I previously wrote about Hillary Clinton’s call on European countries to pass censorship laws to force social media companies like Twitter to regulate speech even after Elon Musk’s pledge to restore free speech to Twitter. Now the Parliament has called on Musk to testify and to explain his alarming pledge to restore free speech.
The Biden Administration’s Disinformation Governance Board head, Nina Jankowisz, previously called upon Great Britain to impose state censorship rules. That call has grown since Musk’s purchase. Until now, a unified front of corporate censors was able to maintain an extensive system of censorship with the encouragement of politicians and pundits, including Joe Biden and Democratic members .
The head of the Digital, Culture, Media and Sport Committee in the House of Commons, Conservative MP Julian Knight has assured her countrymen that they can stay calm and censor on. She issued a letter for Musk to appear before the committee to answer for his terrifying suggestion of free speech:
“At a time when social media companies face the prospect of tighter regulations around the world, we’re keen to learn more about how Mr Musk will balance his clear commitment to free speech with new obligations to protect Twitter’s users from online harms.”
Like the EU’s censorship plans under the Digital Services Act, the proposed Online Safety Bill would introduce state censorship through the purview of Ofcom (The Office of Communications), the broadcasting regulator in Britain.
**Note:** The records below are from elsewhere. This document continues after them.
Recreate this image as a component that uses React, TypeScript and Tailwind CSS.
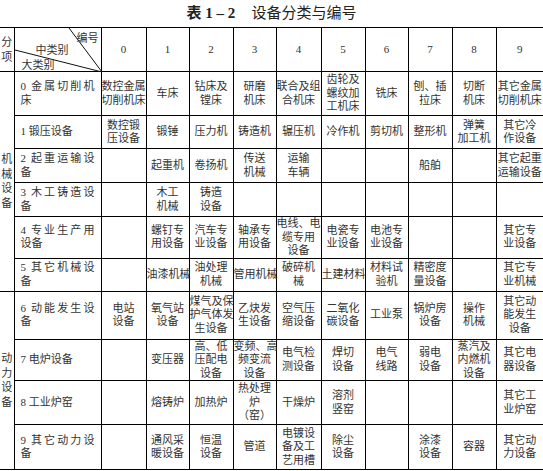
type Row = { name: string[]; h: string; cells: string[][] };

const machineRows: Row[] = [
  {
    name: ["0 金属切削机", "床"],
    h: "h-[44px]",
    cells: [
      ["数控金属", "切削机床"],
      ["车床"],
      ["钻床及", "镗床"],
      ["研磨", "机床"],
      ["联合及组", "合机床"],
      ["齿轮及", "螺纹加", "工机床"],
      ["铣床"],
      ["刨、插", "拉床"],
      ["切断", "机床"],
      ["其它金属", "切削机床"],
    ],
  },
  {
    name: ["1 锻压设备"],
    h: "h-[33px]",
    cells: [
      ["数控锻", "压设备"],
      ["锻锤"],
      ["压力机"],
      ["铸造机"],
      ["辗压机"],
      ["冷作机"],
      ["剪切机"],
      ["整形机"],
      ["弹簧", "加工机"],
      ["其它冷", "作设备"],
    ],
  },
  {
    name: ["2 起重运输设", "备"],
    h: "h-[34px]",
    cells: [
      [],
      ["起重机"],
      ["卷扬机"],
      ["传送", "机械"],
      ["运输", "车辆"],
      [],
      [],
      ["船舶"],
      [],
      ["其它起重", "运输设备"],
    ],
  },
  {
    name: ["3 木工铸造设", "备"],
    h: "h-[34px]",
    cells: [[], ["木工", "机械"], ["铸造", "设备"], [], [], [], [], [], [], []],
  },
  {
    name: ["4 专业生产用", "设备"],
    h: "h-[41px]",
    cells: [
      [],
      ["螺钉专", "用设备"],
      ["汽车专", "业设备"],
      ["轴承专", "用设备"],
      ["电线、电", "缆专用", "设备"],
      ["电瓷专", "业设备"],
      ["电池专", "业设备"],
      [],
      [],
      ["其它专", "业设备"],
    ],
  },
  {
    name: ["5 其它机械设", "备"],
    h: "h-[33px]",
    cells: [
      [],
      ["油漆机械"],
      ["油处理", "机械"],
      ["管用机械"],
      ["破碎机", "械"],
      ["土建材料"],
      ["材料试", "验机"],
      ["精密度", "量设备"],
      [],
      ["其它专", "业机械"],
    ],
  },
];

const powerRows: Row[] = [
  {
    name: ["6 动能发生设", "备"],
    h: "h-[48px]",
    cells: [
      ["电站", "设备"],
      ["氧气站", "设备"],
      ["煤气及保", "护气体发", "生设备"],
      ["乙炔发", "生设备"],
      ["空气压", "缩设备"],
      ["二氧化", "碳设备"],
      ["工业泵"],
      ["锅炉房", "设备"],
      ["操作", "机械"],
      ["其它动", "能发生", "设备"],
    ],
  },
  {
    name: ["7 电炉设备"],
    h: "h-[39px]",
    cells: [
      [],
      ["变压器"],
      ["高、低", "压配电", "设备"],
      ["变频、高", "频变流", "设备"],
      ["电气检", "测设备"],
      ["焊切", "设备"],
      ["电气", "线路"],
      ["弱电", "设备"],
      ["蒸汽及", "内燃机", "设备"],
      ["其它电", "器设备"],
    ],
  },
  {
    name: ["8 工业炉窑"],
    h: "h-[44px]",
    cells: [
      [],
      ["熔铸炉"],
      ["加热炉"],
      ["热处理", "炉", "（窑）"],
      ["干燥炉"],
      ["溶剂", "竖窑"],
      [],
      [],
      [],
      ["其它工", "业炉窑"],
    ],
  },
  {
    name: ["9 其它动力设", "备"],
    h: "h-[45px]",
    cells: [
      [],
      ["通风采", "暖设备"],
      ["恒温", "设备"],
      ["管道"],
      ["电镀设", "备及工", "艺用槽"],
      ["除尘", "设备"],
      [],
      ["涂漆", "设备"],
      ["容器"],
      ["其它动", "力设备"],
    ],
  },
];

const font = "font-['Liberation_Serif','Noto_Sans_CJK_SC',serif]";

function NameCell({ name }: { name: string[] }) {
  return (
    <td className="border border-black px-[6px] align-middle">
      {name.length > 1 ? (
        <>
          <div className="[text-align-last:justify]">{name[0]}</div>
          <div>{name[1]}</div>
        </>
      ) : (
        <div>{name[0]}</div>
      )}
    </td>
  );
}

function ItemCell({ lines, last }: { lines: string[]; last: boolean }) {
  return (
    <td
      className={
        last
          ? "border border-r-0 border-black p-0 text-center align-middle whitespace-nowrap"
          : "border border-black p-0 text-center align-middle whitespace-nowrap"
      }
    >
      {lines.map((l, i) => (
        <div key={i}>{l}</div>
      ))}
    </td>
  );
}

function GroupLabel({ text }: { text: string }) {
  return (
    <div className="flex flex-col items-center leading-[14.5px]">
      {text.split("").map((c, i) => (
        <span key={i}>{c}</span>
      ))}
    </div>
  );
}

function Group({ label, rows }: { label: string; rows: Row[] }) {
  return (
    <>
      {rows.map((row, ri) => (
        <tr key={ri} className={row.h}>
          {ri === 0 && (
            <td
              rowSpan={rows.length}
              className="border-b border-black p-0 align-middle"
            >
              <GroupLabel text={label} />
            </td>
          )}
          <NameCell name={row.name} />
          {row.cells.map((c, ci) => (
            <ItemCell key={ci} lines={c} last={ci === 9} />
          ))}
        </tr>
      ))}
    </>
  );
}

export default function App() {
  const widths = [14, 87, 45, 43, 44, 43, 45, 44, 43, 44, 44, 47];
  return (
    <div className={`w-[543px] h-[471px] bg-white text-[#333] ${font}`}>
      <div className="flex h-[27px] items-center justify-center text-[15px] text-[#222]">
        <span className="font-bold">表 1 – 2</span>
        <span className="ml-[16px]">设备分类与编号</span>
      </div>
      <table className="w-[543px] table-fixed border-collapse text-[11px] leading-[13.5px]">
        <colgroup>
          {widths.map((w, i) => (
            <col key={i} style={{ width: w }} />
          ))}
        </colgroup>
        <tbody>
          <tr className="h-[44px]">
            <td className="border-y border-black p-0 align-middle">
              <GroupLabel text="分项" />
            </td>
            <td className="border border-black p-0">
              <div className="relative h-[43px]">
                <svg
                  className="absolute inset-0"
                  width="87"
                  height="44"
                  viewBox="0 0 87 44"
                >
                  <line x1="54" y1="0" x2="87" y2="44" stroke="#111" strokeWidth="1" />
                  <line x1="0" y1="22" x2="87" y2="44" stroke="#111" strokeWidth="1" />
                </svg>
                <span className="absolute right-[2px] top-[4px]">编号</span>
                <span className="absolute left-[21px] top-[16px]">中类别</span>
                <span className="absolute left-[7px] top-[31px]">大类别</span>
              </div>
            </td>
            {[0, 1, 2, 3, 4, 5, 6, 7, 8, 9].map((n) => (
              <td
                key={n}
                className={
                  n === 9
                    ? "border border-r-0 border-black text-center align-middle"
                    : "border border-black text-center align-middle"
                }
              >
                {n}
              </td>
            ))}
          </tr>
          <Group label="机械设备" rows={machineRows} />
          <Group label="动力设备" rows={powerRows} />
        </tbody>
      </table>
    </div>
  );
}
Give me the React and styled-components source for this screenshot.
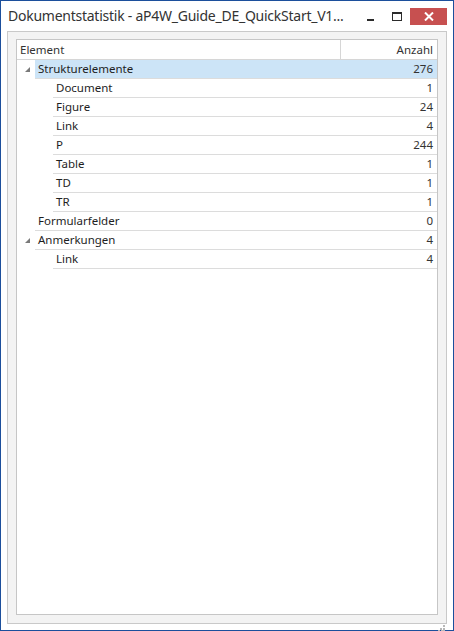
import React from "react";
import styled, { createGlobalStyle } from "styled-components";

const Global = createGlobalStyle`
  html, body {
    margin: 0;
    padding: 0;
    background: #ffffff;
  }
  * {
    box-sizing: border-box;
  }
`;

const Window = styled.div`
  width: 454px;
  height: 631px;
  border: 1px solid #1c4f9c;
  background: #ffffff;
  display: flex;
  flex-direction: column;
  font-family: "Noto Sans", "Open Sans", sans-serif;
  color: #1e1e1e;
`;

const TitleBar = styled.div`
  height: 30px;
  display: flex;
  align-items: flex-start;
  flex-shrink: 0;
`;

const Title = styled.div`
  flex: 1;
  padding: 5px 0 0 7px;
  font-size: 14px;
  letter-spacing: -0.25px;
  color: #333333;
  white-space: nowrap;
  overflow: hidden;
`;

const Controls = styled.div`
  display: flex;
  align-items: flex-start;
  padding-top: 7px;
  padding-right: 6px;
`;

const CtrlButton = styled.div`
  width: ${(p) => p.$w}px;
  height: 17px;
  display: flex;
  align-items: center;
  justify-content: center;
  background: ${(p) => (p.$close ? "#c75050" : "transparent")};
`;

const Body = styled.div`
  flex: 1;
  display: flex;
  padding: 0 6px 6px 6px;
  min-height: 0;
`;

const Panel = styled.div`
  position: relative;
  flex: 1;
  display: flex;
  border: 1px solid #c9c9c9;
  background: #f3f3f3;
  padding: 7px 8px 8px 8px;
`;

const List = styled.div`
  flex: 1;
  border: 1px solid #c6c6c6;
  background: #ffffff;
  font-size: 11.5px;
  overflow: hidden;
`;

const Header = styled.div`
  display: flex;
  height: 20px;
  border-bottom: 1px solid #d6d6d6;
  color: #333333;
`;

const HeadCell = styled.div`
  display: flex;
  align-items: center;
  padding: 0 ${(p) => (p.$right ? "4px" : "3px")};
  ${(p) => (p.$right ? "width: 97px; justify-content: flex-end; border-left: 1px solid #d6d6d6;" : "flex: 1;")}
`;

const Row = styled.div`
  display: flex;
  align-items: stretch;
  height: 19px;
`;

const Expander = styled.div`
  width: ${(p) => p.$indent}px;
  flex-shrink: 0;
  display: flex;
  align-items: center;
  justify-content: flex-end;
  padding-right: 5px;
`;

const Cells = styled.div`
  flex: 1;
  display: flex;
  align-items: center;
  border-bottom: 1px solid #dcdcdc;
  background: ${(p) => (p.$selected ? "#cce4f7" : "transparent")};
  padding: 0 4px 1px 3px;
`;

const Name = styled.span`
  flex: 1;
  white-space: nowrap;
`;

const Count = styled.span`
  color: #333333;
`;

const Grip = styled.div`
  position: absolute;
  right: 1px;
  bottom: 1px;
  width: 7px;
  height: 7px;
`;

const rows = [
  { name: "Strukturelemente", count: 276, level: 0, open: true, selected: true },
  { name: "Document", count: 1, level: 1 },
  { name: "Figure", count: 24, level: 1 },
  { name: "Link", count: 4, level: 1 },
  { name: "P", count: 244, level: 1 },
  { name: "Table", count: 1, level: 1 },
  { name: "TD", count: 1, level: 1 },
  { name: "TR", count: 1, level: 1 },
  { name: "Formularfelder", count: 0, level: 0 },
  { name: "Anmerkungen", count: 4, level: 0, open: true },
  { name: "Link", count: 4, level: 1 },
];

const Triangle = () => (
  <svg width="5" height="5" viewBox="0 0 5 5">
    <polygon points="5,0 5,5 0,5" fill="#7a7a7a" />
  </svg>
);

export default function App() {
  return (
    <>
      <Global />
      <Window>
        <TitleBar>
          <Title>Dokumentstatistik - aP4W_Guide_DE_QuickStart_V1...</Title>
          <Controls>
            <CtrlButton $w={27}>
              <svg width="8" height="8" viewBox="0 0 8 8">
                <rect x="1" y="6" width="7" height="2" fill="#2b2b2b" />
              </svg>
            </CtrlButton>
            <CtrlButton $w={27}>
              <svg width="10" height="9" viewBox="0 0 10 9">
                <rect x="0.5" y="0.5" width="9" height="8" fill="none" stroke="#2b2b2b" />
                <rect x="0" y="0" width="10" height="2" fill="#2b2b2b" />
              </svg>
            </CtrlButton>
            <CtrlButton $w={37} $close>
              <svg width="10" height="9" viewBox="0 0 10 9">
                <path d="M1 0.5 L9 8.5 M9 0.5 L1 8.5" stroke="#ffffff" strokeWidth="2" />
              </svg>
            </CtrlButton>
          </Controls>
        </TitleBar>
        <Body>
          <Panel>
            <List>
              <Header>
                <HeadCell>Element</HeadCell>
                <HeadCell $right>Anzahl</HeadCell>
              </Header>
              {rows.map((r, i) => (
                <Row key={i}>
                  <Expander $indent={r.level === 0 ? 18 : 36}>
                    {r.open ? <Triangle /> : null}
                  </Expander>
                  <Cells $selected={r.selected}>
                    <Name>{r.name}</Name>
                    <Count>{r.count}</Count>
                  </Cells>
                </Row>
              ))}
            </List>
            <Grip>
              <svg width="7" height="7" viewBox="0 0 7 7">
                <rect x="5" y="0" width="2" height="2" fill="#b8b8b8" />
                <rect x="2" y="3" width="2" height="2" fill="#b8b8b8" />
                <rect x="5" y="3" width="2" height="2" fill="#b8b8b8" />
                <rect x="0" y="5" width="2" height="2" fill="#b8b8b8" />
                <rect x="3" y="5" width="2" height="2" fill="#b8b8b8" />
                <rect x="5" y="5" width="2" height="2" fill="#b8b8b8" />
              </svg>
            </Grip>
          </Panel>
        </Body>
      </Window>
    </>
  );
}
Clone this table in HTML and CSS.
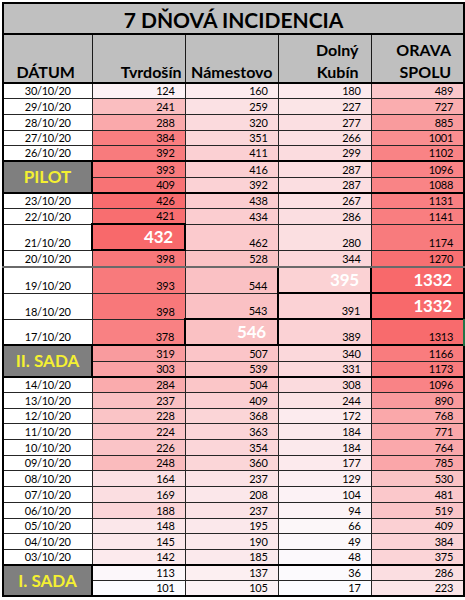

It would allow the company to fine firms up to ten percent of their global revenue should they violate ill-defined “harm” standards.
If passed, Clinton and others hope that the Europeans can replace corporate censorship with good old-fashioned state censorship. This includes confiscatory fines for anything deemed “grossly offensive.“ The bill would allow countries like Great Britain to impose censorship on the rest of the world.
The decline of free speech in the United Kingdom has long been a concern for free speech advocates (here and here and here and here and here and here and here and here). Once you start as a government to criminalize speech, you end up on a slippery slope of censorship. What constitutes hate speech or “malicious communications” remains a highly subjective matter and we have seen a steady expansion of prohibited terms and words and gestures. Even having “toxic ideologies” is now a crime.
Great Britain would now make censorship one of its greatest exports. To do so, they first have to stomp out advocates for free speech like Musk by threatening to bankrupt his company if it tries to restore free speech to the Internet.